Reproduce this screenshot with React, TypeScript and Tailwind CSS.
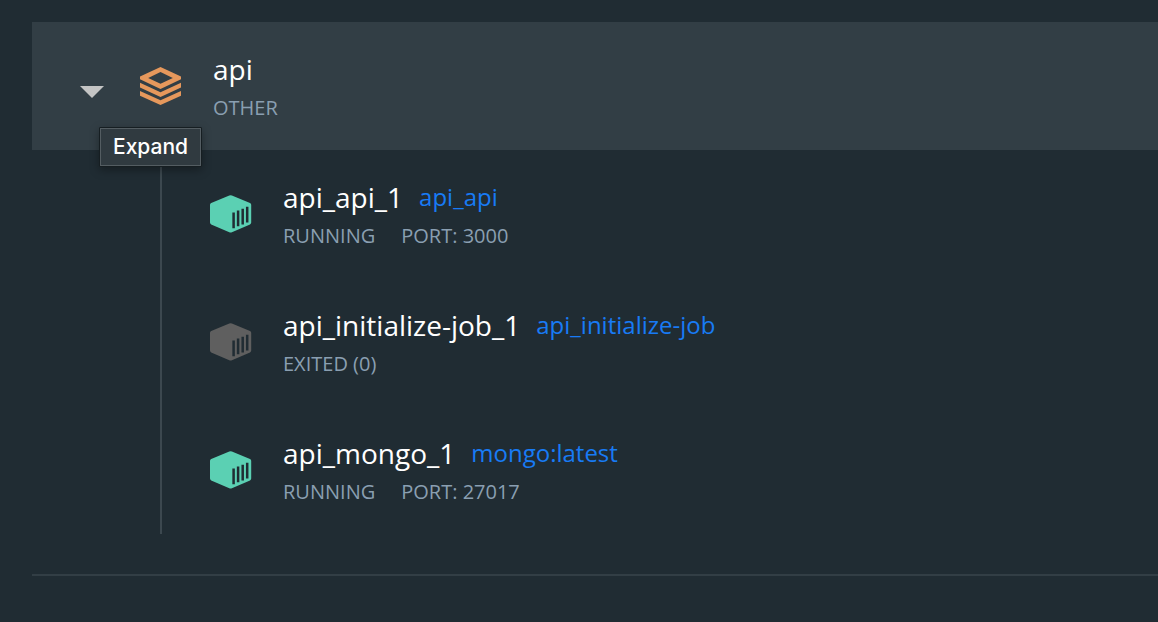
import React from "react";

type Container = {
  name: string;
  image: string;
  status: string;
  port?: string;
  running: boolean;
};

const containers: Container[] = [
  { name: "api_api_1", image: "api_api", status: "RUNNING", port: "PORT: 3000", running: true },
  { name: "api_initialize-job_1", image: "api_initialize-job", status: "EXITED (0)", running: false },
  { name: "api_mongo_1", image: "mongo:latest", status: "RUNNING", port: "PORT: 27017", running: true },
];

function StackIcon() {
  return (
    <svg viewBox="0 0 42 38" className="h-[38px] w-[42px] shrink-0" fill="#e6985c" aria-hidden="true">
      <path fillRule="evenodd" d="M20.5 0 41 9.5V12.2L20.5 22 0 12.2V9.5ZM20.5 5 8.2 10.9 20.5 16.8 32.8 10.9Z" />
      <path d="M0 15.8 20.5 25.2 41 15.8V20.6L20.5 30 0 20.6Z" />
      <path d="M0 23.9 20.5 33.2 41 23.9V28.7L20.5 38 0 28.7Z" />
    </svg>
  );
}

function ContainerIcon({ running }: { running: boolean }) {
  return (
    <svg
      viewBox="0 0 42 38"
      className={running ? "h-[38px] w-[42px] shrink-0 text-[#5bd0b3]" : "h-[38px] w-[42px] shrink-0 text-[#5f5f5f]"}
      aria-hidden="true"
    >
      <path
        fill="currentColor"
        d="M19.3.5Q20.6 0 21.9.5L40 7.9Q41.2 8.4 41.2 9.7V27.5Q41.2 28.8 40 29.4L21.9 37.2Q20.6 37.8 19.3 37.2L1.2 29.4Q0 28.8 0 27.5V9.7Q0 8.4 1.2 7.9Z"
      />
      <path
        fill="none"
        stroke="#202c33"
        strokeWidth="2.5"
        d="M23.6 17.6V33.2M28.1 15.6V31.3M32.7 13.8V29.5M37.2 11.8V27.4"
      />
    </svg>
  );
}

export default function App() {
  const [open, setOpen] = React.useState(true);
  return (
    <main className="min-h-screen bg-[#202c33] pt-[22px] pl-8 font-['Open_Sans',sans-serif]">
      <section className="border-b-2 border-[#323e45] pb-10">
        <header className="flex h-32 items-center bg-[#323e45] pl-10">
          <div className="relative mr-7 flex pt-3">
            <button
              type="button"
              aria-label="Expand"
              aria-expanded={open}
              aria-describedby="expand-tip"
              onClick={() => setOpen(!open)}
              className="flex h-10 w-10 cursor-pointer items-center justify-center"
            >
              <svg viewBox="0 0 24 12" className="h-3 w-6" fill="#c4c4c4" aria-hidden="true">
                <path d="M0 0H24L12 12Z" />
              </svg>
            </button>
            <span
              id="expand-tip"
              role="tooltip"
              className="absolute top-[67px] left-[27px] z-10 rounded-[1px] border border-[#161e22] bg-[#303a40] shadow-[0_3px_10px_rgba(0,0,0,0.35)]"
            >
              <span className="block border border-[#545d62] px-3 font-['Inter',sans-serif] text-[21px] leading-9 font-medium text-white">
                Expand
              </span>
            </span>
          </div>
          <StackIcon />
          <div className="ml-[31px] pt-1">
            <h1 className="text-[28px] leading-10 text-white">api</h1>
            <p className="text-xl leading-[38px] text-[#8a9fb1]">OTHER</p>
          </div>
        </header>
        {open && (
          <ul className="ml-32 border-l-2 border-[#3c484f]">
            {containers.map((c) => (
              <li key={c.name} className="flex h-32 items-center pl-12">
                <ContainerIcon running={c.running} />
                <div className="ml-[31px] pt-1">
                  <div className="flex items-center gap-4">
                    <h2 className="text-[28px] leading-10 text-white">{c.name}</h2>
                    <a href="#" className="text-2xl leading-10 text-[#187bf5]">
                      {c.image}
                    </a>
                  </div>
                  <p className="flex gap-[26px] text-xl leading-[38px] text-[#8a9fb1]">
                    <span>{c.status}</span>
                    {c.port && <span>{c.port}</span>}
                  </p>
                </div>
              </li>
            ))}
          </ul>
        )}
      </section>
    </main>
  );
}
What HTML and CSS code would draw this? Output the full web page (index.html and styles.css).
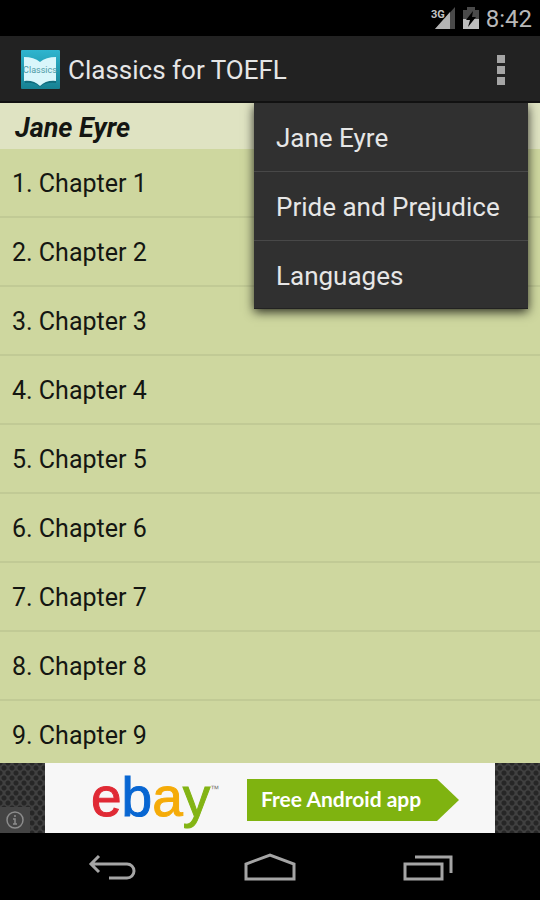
---------------
▶ Given problem
Write the entries above out in full, exactly, with no images.

▶ Result below
Reproduce this screenshot with React, TypeScript and Tailwind CSS.
import React from "react";

type Container = {
  name: string;
  image: string;
  status: string;
  port?: string;
  running: boolean;
};

const containers: Container[] = [
  { name: "api_api_1", image: "api_api", status: "RUNNING", port: "PORT: 3000", running: true },
  { name: "api_initialize-job_1", image: "api_initialize-job", status: "EXITED (0)", running: false },
  { name: "api_mongo_1", image: "mongo:latest", status: "RUNNING", port: "PORT: 27017", running: true },
];

function StackIcon() {
  return (
    <svg viewBox="0 0 42 38" className="h-[38px] w-[42px] shrink-0" fill="#e6985c" aria-hidden="true">
      <path fillRule="evenodd" d="M20.5 0 41 9.5V12.2L20.5 22 0 12.2V9.5ZM20.5 5 8.2 10.9 20.5 16.8 32.8 10.9Z" />
      <path d="M0 15.8 20.5 25.2 41 15.8V20.6L20.5 30 0 20.6Z" />
      <path d="M0 23.9 20.5 33.2 41 23.9V28.7L20.5 38 0 28.7Z" />
    </svg>
  );
}

function ContainerIcon({ running }: { running: boolean }) {
  return (
    <svg
      viewBox="0 0 42 38"
      className={running ? "h-[38px] w-[42px] shrink-0 text-[#5bd0b3]" : "h-[38px] w-[42px] shrink-0 text-[#5f5f5f]"}
      aria-hidden="true"
    >
      <path
        fill="currentColor"
        d="M19.3.5Q20.6 0 21.9.5L40 7.9Q41.2 8.4 41.2 9.7V27.5Q41.2 28.8 40 29.4L21.9 37.2Q20.6 37.8 19.3 37.2L1.2 29.4Q0 28.8 0 27.5V9.7Q0 8.4 1.2 7.9Z"
      />
      <path
        fill="none"
        stroke="#202c33"
        strokeWidth="2.5"
        d="M23.6 17.6V33.2M28.1 15.6V31.3M32.7 13.8V29.5M37.2 11.8V27.4"
      />
    </svg>
  );
}

export default function App() {
  const [open, setOpen] = React.useState(true);
  return (
    <main className="min-h-screen bg-[#202c33] pt-[22px] pl-8 font-['Open_Sans',sans-serif]">
      <section className="border-b-2 border-[#323e45] pb-10">
        <header className="flex h-32 items-center bg-[#323e45] pl-10">
          <div className="relative mr-7 flex pt-3">
            <button
              type="button"
              aria-label="Expand"
              aria-expanded={open}
              aria-describedby="expand-tip"
              onClick={() => setOpen(!open)}
              className="flex h-10 w-10 cursor-pointer items-center justify-center"
            >
              <svg viewBox="0 0 24 12" className="h-3 w-6" fill="#c4c4c4" aria-hidden="true">
                <path d="M0 0H24L12 12Z" />
              </svg>
            </button>
            <span
              id="expand-tip"
              role="tooltip"
              className="absolute top-[67px] left-[27px] z-10 rounded-[1px] border border-[#161e22] bg-[#303a40] shadow-[0_3px_10px_rgba(0,0,0,0.35)]"
            >
              <span className="block border border-[#545d62] px-3 font-['Inter',sans-serif] text-[21px] leading-9 font-medium text-white">
                Expand
              </span>
            </span>
          </div>
          <StackIcon />
          <div className="ml-[31px] pt-1">
            <h1 className="text-[28px] leading-10 text-white">api</h1>
            <p className="text-xl leading-[38px] text-[#8a9fb1]">OTHER</p>
          </div>
        </header>
        {open && (
          <ul className="ml-32 border-l-2 border-[#3c484f]">
            {containers.map((c) => (
              <li key={c.name} className="flex h-32 items-center pl-12">
                <ContainerIcon running={c.running} />
                <div className="ml-[31px] pt-1">
                  <div className="flex items-center gap-4">
                    <h2 className="text-[28px] leading-10 text-white">{c.name}</h2>
                    <a href="#" className="text-2xl leading-10 text-[#187bf5]">
                      {c.image}
                    </a>
                  </div>
                  <p className="flex gap-[26px] text-xl leading-[38px] text-[#8a9fb1]">
                    <span>{c.status}</span>
                    {c.port && <span>{c.port}</span>}
                  </p>
                </div>
              </li>
            ))}
          </ul>
        )}
      </section>
    </main>
  );
}
What HTML and CSS code would draw this? Output the full web page (index.html and styles.css).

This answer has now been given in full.